--- start Data provided ---
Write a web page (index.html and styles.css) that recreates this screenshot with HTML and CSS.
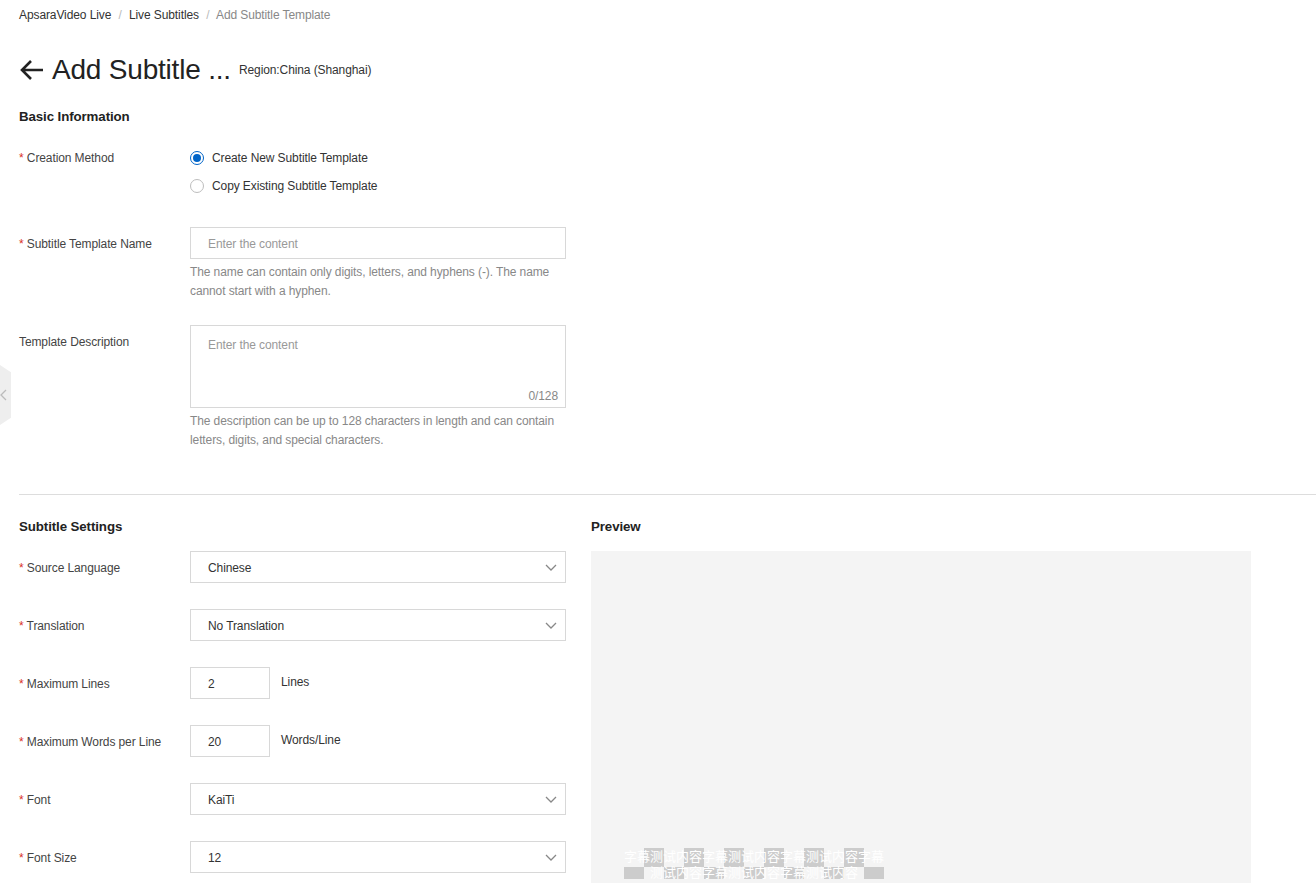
FILE: index.html
```html
<!DOCTYPE html>
<html lang="en">
<head>
    <meta charset="UTF-8">
    <title>Add Subtitle Template</title>
    <link rel="stylesheet" href="styles.css">
</head>
<body>
    <div class="side-tab">
        <svg width="8" height="12" viewBox="0 0 8 12"><path d="M6 1 L1 6 L6 11" fill="none" stroke="#bbb" stroke-width="1.3"/></svg>
    </div>

    <div class="page">
        <div class="breadcrumb">
            <span class="crumb">ApsaraVideo Live</span>
            <span class="sep">/</span>
            <span class="crumb">Live Subtitles</span>
            <span class="sep">/</span>
            <span class="crumb current">Add Subtitle Template</span>
        </div>

        <div class="title-bar">
            <svg class="back" width="26" height="24" viewBox="0 0 26 24">
                <path d="M24 12 H3 M12 3 L3 12 L12 21" fill="none" stroke="#222" stroke-width="2.6"/>
            </svg>
            <h1>Add Subtitle ...</h1>
            <span class="region">Region:China (Shanghai)</span>
        </div>

        <h2 class="section-title">Basic Information</h2>

        <div class="form-row">
            <label class="field-label"><span class="req">*</span> Creation Method</label>
            <div class="field">
                <div class="radio-item"><span class="radio checked"></span>Create New Subtitle Template</div>
                <div class="radio-item"><span class="radio"></span>Copy Existing Subtitle Template</div>
            </div>
        </div>

        <div class="form-row gap-lg">
            <label class="field-label tall"><span class="req">*</span> Subtitle Template Name</label>
            <div class="field">
                <div class="input wide placeholder">Enter the content</div>
                <p class="help">The name can contain only digits, letters, and hyphens (-). The name cannot start with a hyphen.</p>
            </div>
        </div>

        <div class="form-row gap-md">
            <label class="field-label tall">Template Description</label>
            <div class="field">
                <div class="textarea placeholder">
                    Enter the content
                    <span class="counter">0/128</span>
                </div>
                <p class="help">The description can be up to 128 characters in length and can contain letters, digits, and special characters.</p>
            </div>
        </div>

        <hr class="divider">

        <div class="settings">
            <div class="settings-form">
                <h2 class="section-title">Subtitle Settings</h2>

                <div class="form-row sel">
                    <label class="field-label tall"><span class="req">*</span> Source Language</label>
                    <div class="field"><div class="input wide select">Chinese<svg class="caret" width="12" height="7" viewBox="0 0 12 7"><path d="M1 1 L6 6 L11 1" fill="none" stroke="#888" stroke-width="1.3"/></svg></div></div>
                </div>

                <div class="form-row sel">
                    <label class="field-label tall"><span class="req">*</span> Translation</label>
                    <div class="field"><div class="input wide select">No Translation<svg class="caret" width="12" height="7" viewBox="0 0 12 7"><path d="M1 1 L6 6 L11 1" fill="none" stroke="#888" stroke-width="1.3"/></svg></div></div>
                </div>

                <div class="form-row sel">
                    <label class="field-label tall"><span class="req">*</span> Maximum Lines</label>
                    <div class="field inline">
                        <div class="input small">2</div>
                        <span class="unit">Lines</span>
                    </div>
                </div>

                <div class="form-row sel">
                    <label class="field-label tall"><span class="req">*</span> Maximum Words per Line</label>
                    <div class="field inline">
                        <div class="input small">20</div>
                        <span class="unit">Words/Line</span>
                    </div>
                </div>

                <div class="form-row sel">
                    <label class="field-label tall"><span class="req">*</span> Font</label>
                    <div class="field"><div class="input wide select">KaiTi<svg class="caret" width="12" height="7" viewBox="0 0 12 7"><path d="M1 1 L6 6 L11 1" fill="none" stroke="#888" stroke-width="1.3"/></svg></div></div>
                </div>

                <div class="form-row sel">
                    <label class="field-label tall"><span class="req">*</span> Font Size</label>
                    <div class="field"><div class="input wide select">12<svg class="caret" width="12" height="7" viewBox="0 0 12 7"><path d="M1 1 L6 6 L11 1" fill="none" stroke="#888" stroke-width="1.3"/></svg></div></div>
                </div>
            </div>

            <div class="preview">
                <h2 class="section-title">Preview</h2>
                <div class="preview-screen">
                    <div class="subtitle">
                        <div class="sub-line">字幕测试内容字幕测试内容字幕测试内容字幕</div>
                        <div class="sub-line">测试内容字幕测试内容字幕测试内容</div>
                    </div>
                </div>
            </div>
        </div>
    </div>
</body>
</html>
```

FILE: styles.css
```css
body {
    margin: 0;
    font-family: 'Liberation Sans', 'Noto Sans CJK SC', sans-serif;
    font-size: 12px;
    letter-spacing: -0.1px;
    color: #333;
    background-color: #ffffff;
    overflow: hidden;
}
.page {
    padding: 6px 0 0 19px;
}
.side-tab {
    position: absolute;
    left: 0;
    top: 365px;
    width: 11px;
    height: 60px;
    background-color: #eeeeee;
    clip-path: polygon(0 0, 100% 12%, 100% 88%, 0 100%);
    display: flex;
    align-items: center;
}
.breadcrumb {
    line-height: 18px;
}
.crumb {
    color: #333;
}
.crumb.current {
    color: #888;
}
.sep {
    color: #bbb;
    margin: 0 4px;
}
.title-bar {
    display: flex;
    align-items: center;
    height: 40px;
    margin-top: 26px;
}
.back {
    margin-right: 7px;
}
h1 {
    font-size: 28px;
    font-weight: normal;
    color: #222;
    margin: 0 8px 0 0;
    letter-spacing: -0.2px;
}
.region {
    font-size: 12px;
    color: #333;
}
.section-title {
    font-size: 13.3px;
    font-weight: bold;
    color: #222;
    line-height: 20px;
    margin: 17px 0 16px 0;
}
.form-row {
    display: flex;
}
.form-row.gap-lg {
    margin-top: 28px;
}
.form-row.gap-md {
    margin-top: 24px;
}
.field-label {
    width: 171px;
    flex-shrink: 0;
    height: 28px;
    line-height: 30px;
    color: #444;
}
.field-label.tall {
    height: 32px;
    line-height: 34px;
}
.req {
    color: #d93026;
}
.radio-item {
    display: flex;
    align-items: center;
    box-sizing: border-box;
    height: 28px;
    padding-top: 1px;
    color: #333;
}
.radio {
    width: 12px;
    height: 12px;
    border: 1px solid #bdbdbd;
    border-radius: 50%;
    margin-right: 8px;
    box-sizing: content-box;
    position: relative;
}
.radio.checked {
    border-color: #0064c8;
}
.radio.checked::after {
    content: "";
    position: absolute;
    left: 2px;
    top: 2px;
    width: 8px;
    height: 8px;
    border-radius: 50%;
    background-color: #0064c8;
}
.input {
    height: 32px;
    box-sizing: border-box;
    border: 1px solid #d8d8d8;
    padding: 1px 17px 0 17px;
    line-height: 30px;
    color: #333;
    background-color: #fff;
}
.input.wide {
    width: 376px;
}
.input.small {
    width: 80px;
}
.placeholder {
    color: #999;
}
.select {
    display: flex;
    justify-content: space-between;
    align-items: center;
    padding-right: 8px;
}
.help {
    margin: 4px 0 0 0;
    width: 376px;
    line-height: 19px;
    color: #888;
}
.textarea {
    position: relative;
    width: 376px;
    height: 83px;
    box-sizing: border-box;
    border: 1px solid #d8d8d8;
    padding: 10px 17px;
    line-height: 18px;
}
.counter {
    position: absolute;
    right: 7px;
    bottom: 2px;
    color: #888;
}
.divider {
    border: none;
    border-top: 1px solid #dddddd;
    margin: 44px 0 0 0;
}
.settings {
    display: flex;
    gap: 25px;
}
.settings .section-title {
    margin-top: 22px;
    margin-bottom: 14px;
}
.settings-form {
    width: 547px;
}
.form-row.sel {
    margin-bottom: 26px;
}
.field.inline {
    display: flex;
    align-items: flex-start;
}
.unit {
    margin-left: 11px;
    line-height: 30px;
    color: #333;
}
.preview {
    width: 660px;
}
.preview-screen {
    position: relative;
    height: 400px;
    background-color: #f4f4f4;
}
.subtitle {
    position: absolute;
    left: 33px;
    top: 297px;
    width: 260px;
    height: 31px;
    text-align: center;
    font-family: 'Noto Sans CJK SC', sans-serif;
    font-size: 13px;
    letter-spacing: 0;
    color: #fff;
    background-color: #f4f4f4;
    background-image: conic-gradient(#cccccc 0 25%, transparent 0 50%, #cccccc 0 75%, transparent 0);
    background-size: 40px 38px;
}
.sub-line {
    height: 15.5px;
    line-height: 15.5px;
}
```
--- end Data provided ---
Pick out every line above that contains the word "styles" and copy it.

Write a web page (index.html and styles.css) that recreates this screenshot with HTML and CSS.
    <link rel="stylesheet" href="styles.css">
FILE: styles.css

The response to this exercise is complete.